Brian Beaulieu has served as CEO and Chief Economist of ITR Economics™ since 1987, where he researches the use of business cycle analysis and economic forecasting as tools for improving profitability. Brian has shared his highly valued research results via presentations, workshops, and seminars in numerous countries to hundreds of thousands of business owners and executives for the last 38 years.

A change to the trend in our national debt, which would reduce the probable severity of the Great Depression in the 2030s, is unlikely.

Political Party Versus Policy

I started contemplating political party versus policy while contemplating ITR Economics’ long-range forecast encompassing the 2030s. A generally growing US national debt as a percentage of GDP, fueled by ongoing annual budget deficits, is an implicit assumption to that outlook. While we absolutely adhere to looking at policies versus political party affiliation, it seemed worthwhile to determine if there was some correlation between the two when contemplating the national debt.

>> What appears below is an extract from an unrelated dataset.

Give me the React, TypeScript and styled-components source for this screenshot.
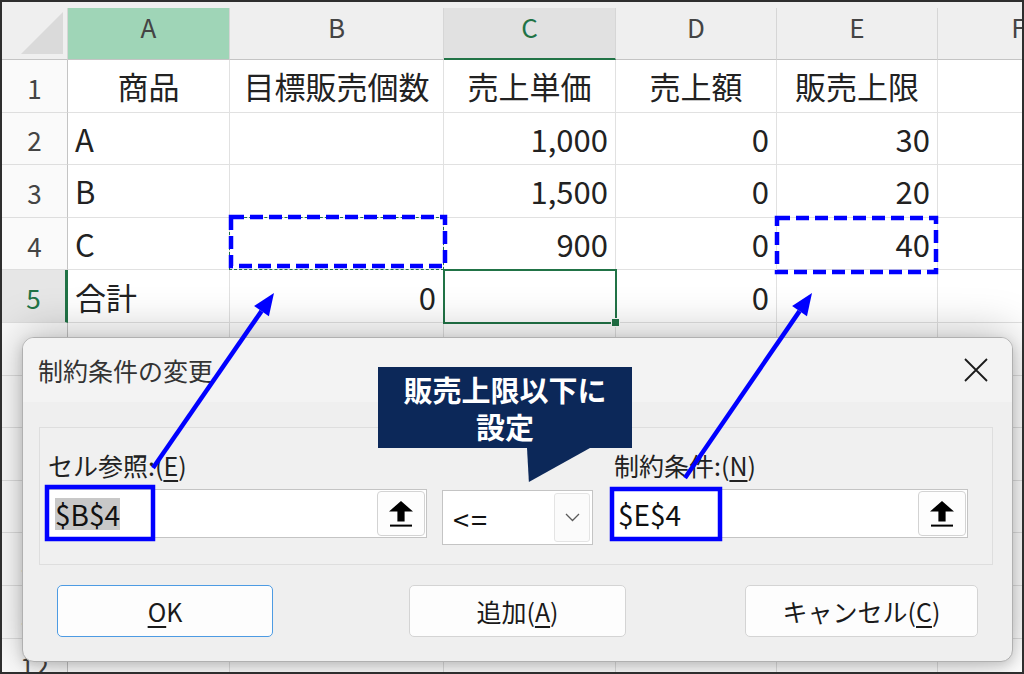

I limited the scope of our results to periods not marked by major wars because the Civil War, WWI, and WWII heavily skewed the results. We did not exclude regional conflicts/wars because our analysis showed that a) there was no tendency toward one party or the other in this regard and b) executive wars (unofficially declared by the commander in chief but not Congress) came under the heading of “policy,” just as peace does.

The table below shows essentially the same increase in national debt whether Republicans or Democrats occupied the Oval Office over the whole history applicable to Republicans and Democrats. Parenthetically: the numbers for both parties would shoot up considerably if these wars were not omitted, and the Republicans would come out much the worse for it because of the Civil War.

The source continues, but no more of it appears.